What makes this stand out:
Real gradient computation – analytical derivatives for each loss function (no numerical approximations).
4 optimizer implementations from scratch – Vanilla GD, Momentum, Nesterov Momentum, and Adam (with bias correction).
4 pathological loss functions – Rosenbrock valley (narrow curved valley), saddle points, Rastrigin (many local minima), and quadratic bowl.
Live visualization – ball position, gradient arrow, optimization trail, and synchronized loss curve.
Technical implementation:
Closed-form gradients for all functions (e.g., Rosenbrock: ∇f = [-2(1-x) - 4bx(y-x²), 2b(y-x²)]).

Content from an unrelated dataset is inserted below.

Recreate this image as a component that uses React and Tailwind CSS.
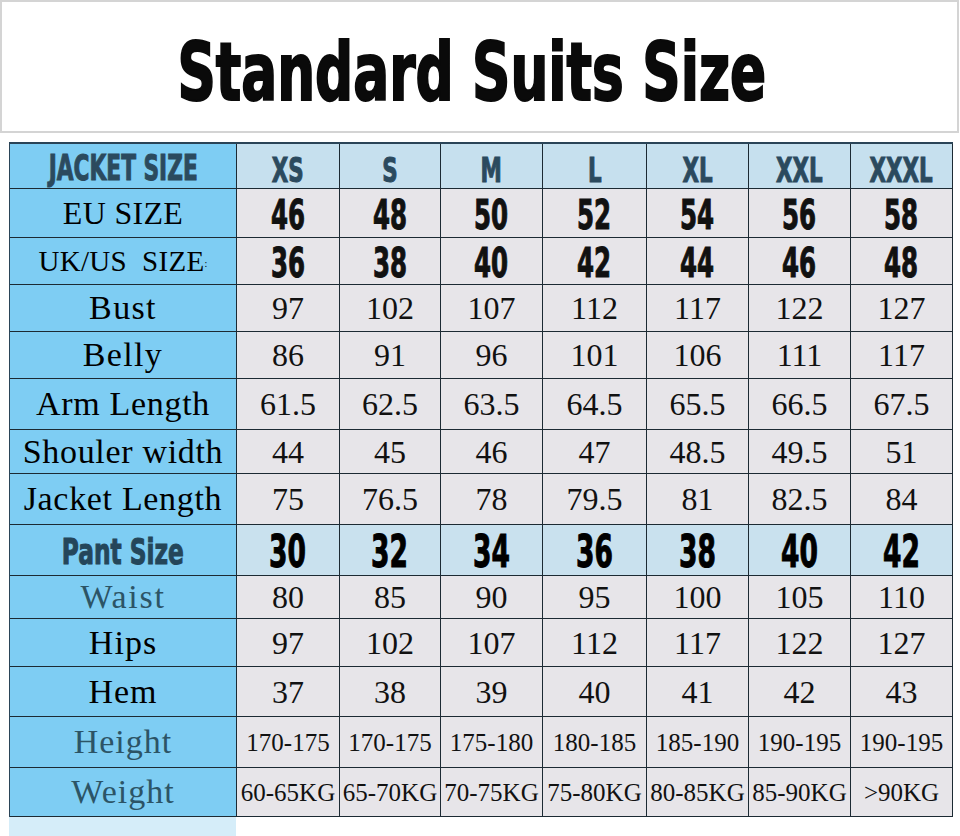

Marching squares algorithm for smooth contour line generation.
Customizable color maps (Turbo, Viridis, Warm-Cool) with gamma correction.
Finite-value clamping to prevent NaN explosions in unstable regions.
Log-scale loss plotting with automatic tick placement.
Optimizer details:
Momentum: v ← βv + (1-β)∇L, θ ← θ - αv.
Nesterov: Lookahead gradient evaluation before update.
Adam: Adaptive learning rates with bias-corrected first/second moments.
Interactive controls:
Click canvas to set starting position.
Adjustable learning rate, momentum coefficients (β₁, β₂).
Gradient noise injection to simulate stochastic gradients.
Play/pause/step for frame-by-frame analysis.
Randomize start position to explore different trajectories.
Why Rosenbrock matters: The Rosenbrock function (banana valley) is a classic test case because it has a narrow, curved valley where vanilla GD struggles—momentum methods follow the valley curvature much better. This visualizer makes this difference immediately obvious.
Educational value:
For interviews: "Explain why momentum helps" → Show this
For teaching: Demonstrate why learning rate tuning matters (try α=0.5 on Rosenbrock)
For debugging: Understand why your optimizer might be oscillating or diverging
Self-testing framework: Includes automated checks for coordinate finiteness and rendering stability to catch edge cases (NaN gradients, overflow, canvas sizing bugs).